──────── RAW DATA ────────

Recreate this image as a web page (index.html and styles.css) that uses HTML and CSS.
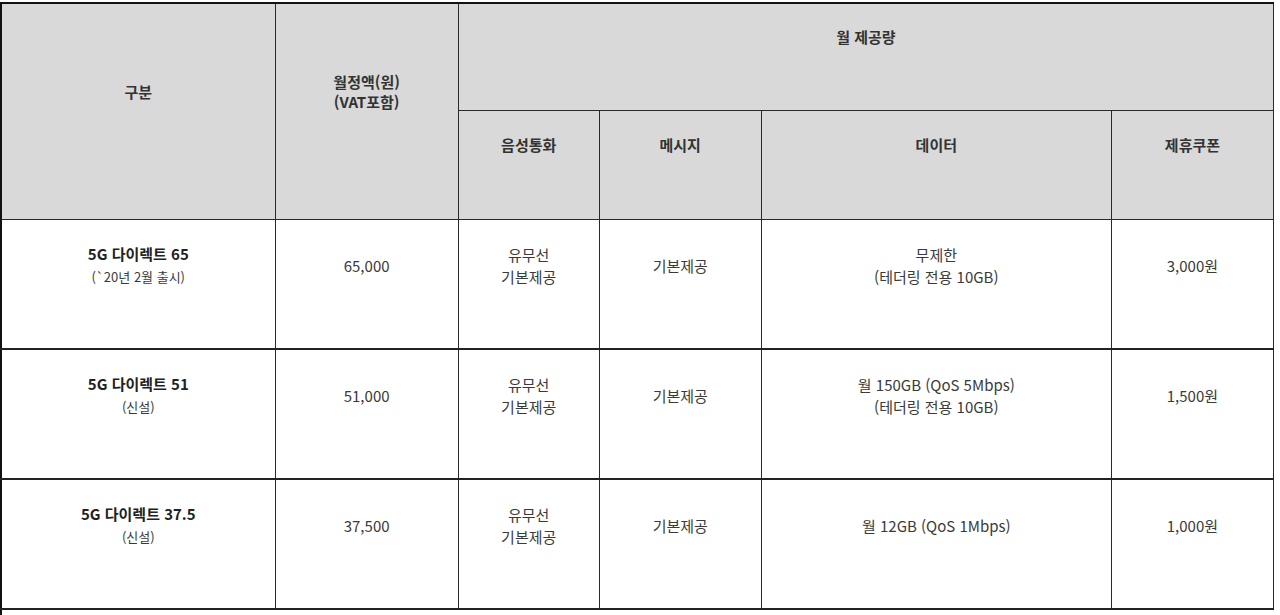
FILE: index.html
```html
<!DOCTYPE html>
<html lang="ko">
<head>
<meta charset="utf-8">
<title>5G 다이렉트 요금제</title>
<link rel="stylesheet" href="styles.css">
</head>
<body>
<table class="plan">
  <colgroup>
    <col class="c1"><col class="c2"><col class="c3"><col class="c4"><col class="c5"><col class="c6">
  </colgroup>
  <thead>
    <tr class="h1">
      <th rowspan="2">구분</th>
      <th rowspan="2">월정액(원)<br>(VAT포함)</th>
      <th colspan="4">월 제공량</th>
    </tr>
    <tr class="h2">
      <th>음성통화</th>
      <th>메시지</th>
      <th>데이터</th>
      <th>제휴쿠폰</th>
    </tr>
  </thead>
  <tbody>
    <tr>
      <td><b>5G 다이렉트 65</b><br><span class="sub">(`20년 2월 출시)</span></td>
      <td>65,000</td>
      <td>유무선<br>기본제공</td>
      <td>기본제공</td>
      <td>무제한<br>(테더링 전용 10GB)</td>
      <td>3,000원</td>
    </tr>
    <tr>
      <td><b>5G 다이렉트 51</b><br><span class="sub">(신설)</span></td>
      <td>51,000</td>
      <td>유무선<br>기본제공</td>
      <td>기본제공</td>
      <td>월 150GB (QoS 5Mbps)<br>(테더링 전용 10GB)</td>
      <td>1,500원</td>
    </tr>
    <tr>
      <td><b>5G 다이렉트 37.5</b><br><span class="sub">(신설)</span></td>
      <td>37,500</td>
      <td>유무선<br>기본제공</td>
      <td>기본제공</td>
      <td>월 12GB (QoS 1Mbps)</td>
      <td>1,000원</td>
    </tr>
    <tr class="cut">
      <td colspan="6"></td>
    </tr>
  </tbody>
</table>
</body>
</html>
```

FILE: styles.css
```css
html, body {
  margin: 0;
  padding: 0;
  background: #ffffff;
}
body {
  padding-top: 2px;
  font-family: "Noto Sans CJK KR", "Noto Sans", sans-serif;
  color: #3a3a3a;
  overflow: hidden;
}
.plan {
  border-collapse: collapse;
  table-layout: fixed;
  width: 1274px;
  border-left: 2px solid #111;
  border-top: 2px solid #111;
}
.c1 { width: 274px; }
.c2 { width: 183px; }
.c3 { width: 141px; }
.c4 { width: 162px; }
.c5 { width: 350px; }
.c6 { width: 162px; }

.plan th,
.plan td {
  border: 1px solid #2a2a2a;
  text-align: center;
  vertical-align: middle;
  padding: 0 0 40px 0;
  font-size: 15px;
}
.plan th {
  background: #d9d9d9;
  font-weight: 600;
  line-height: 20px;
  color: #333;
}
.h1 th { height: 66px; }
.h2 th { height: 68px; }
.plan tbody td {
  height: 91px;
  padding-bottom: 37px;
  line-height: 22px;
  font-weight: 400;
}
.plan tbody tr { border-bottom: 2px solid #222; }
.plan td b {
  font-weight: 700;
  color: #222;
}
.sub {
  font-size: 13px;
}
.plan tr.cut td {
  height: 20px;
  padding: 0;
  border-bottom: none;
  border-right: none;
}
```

────────

_THE TASK:_
Leave out the pictures and output the rest of the material exactly as written.

_COMPLETED TASK:_
Recreate this image as a web page (index.html and styles.css) that uses HTML and CSS.
FILE: index.html
```html
<!DOCTYPE html>
<html lang="ko">
<head>
<meta charset="utf-8">
<title>5G 다이렉트 요금제</title>
<link rel="stylesheet" href="styles.css">
</head>
<body>
<table class="plan">
  <colgroup>
    <col class="c1"><col class="c2"><col class="c3"><col class="c4"><col class="c5"><col class="c6">
  </colgroup>
  <thead>
    <tr class="h1">
      <th rowspan="2">구분</th>
      <th rowspan="2">월정액(원)<br>(VAT포함)</th>
      <th colspan="4">월 제공량</th>
    </tr>
    <tr class="h2">
      <th>음성통화</th>
      <th>메시지</th>
      <th>데이터</th>
      <th>제휴쿠폰</th>
    </tr>
  </thead>
  <tbody>
    <tr>
      <td><b>5G 다이렉트 65</b><br><span class="sub">(`20년 2월 출시)</span></td>
      <td>65,000</td>
      <td>유무선<br>기본제공</td>
      <td>기본제공</td>
      <td>무제한<br>(테더링 전용 10GB)</td>
      <td>3,000원</td>
    </tr>
    <tr>
      <td><b>5G 다이렉트 51</b><br><span class="sub">(신설)</span></td>
      <td>51,000</td>
      <td>유무선<br>기본제공</td>
      <td>기본제공</td>
      <td>월 150GB (QoS 5Mbps)<br>(테더링 전용 10GB)</td>
      <td>1,500원</td>
    </tr>
    <tr>
      <td><b>5G 다이렉트 37.5</b><br><span class="sub">(신설)</span></td>
      <td>37,500</td>
      <td>유무선<br>기본제공</td>
      <td>기본제공</td>
      <td>월 12GB (QoS 1Mbps)</td>
      <td>1,000원</td>
    </tr>
    <tr class="cut">
      <td colspan="6"></td>
    </tr>
  </tbody>
</table>
</body>
</html>
```

FILE: styles.css
```css
html, body {
  margin: 0;
  padding: 0;
  background: #ffffff;
}
body {
  padding-top: 2px;
  font-family: "Noto Sans CJK KR", "Noto Sans", sans-serif;
  color: #3a3a3a;
  overflow: hidden;
}
.plan {
  border-collapse: collapse;
  table-layout: fixed;
  width: 1274px;
  border-left: 2px solid #111;
  border-top: 2px solid #111;
}
.c1 { width: 274px; }
.c2 { width: 183px; }
.c3 { width: 141px; }
.c4 { width: 162px; }
.c5 { width: 350px; }
.c6 { width: 162px; }

.plan th,
.plan td {
  border: 1px solid #2a2a2a;
  text-align: center;
  vertical-align: middle;
  padding: 0 0 40px 0;
  font-size: 15px;
}
.plan th {
  background: #d9d9d9;
  font-weight: 600;
  line-height: 20px;
  color: #333;
}
.h1 th { height: 66px; }
.h2 th { height: 68px; }
.plan tbody td {
  height: 91px;
  padding-bottom: 37px;
  line-height: 22px;
  font-weight: 400;
}
.plan tbody tr { border-bottom: 2px solid #222; }
.plan td b {
  font-weight: 700;
  color: #222;
}
.sub {
  font-size: 13px;
}
.plan tr.cut td {
  height: 20px;
  padding: 0;
  border-bottom: none;
  border-right: none;
}
```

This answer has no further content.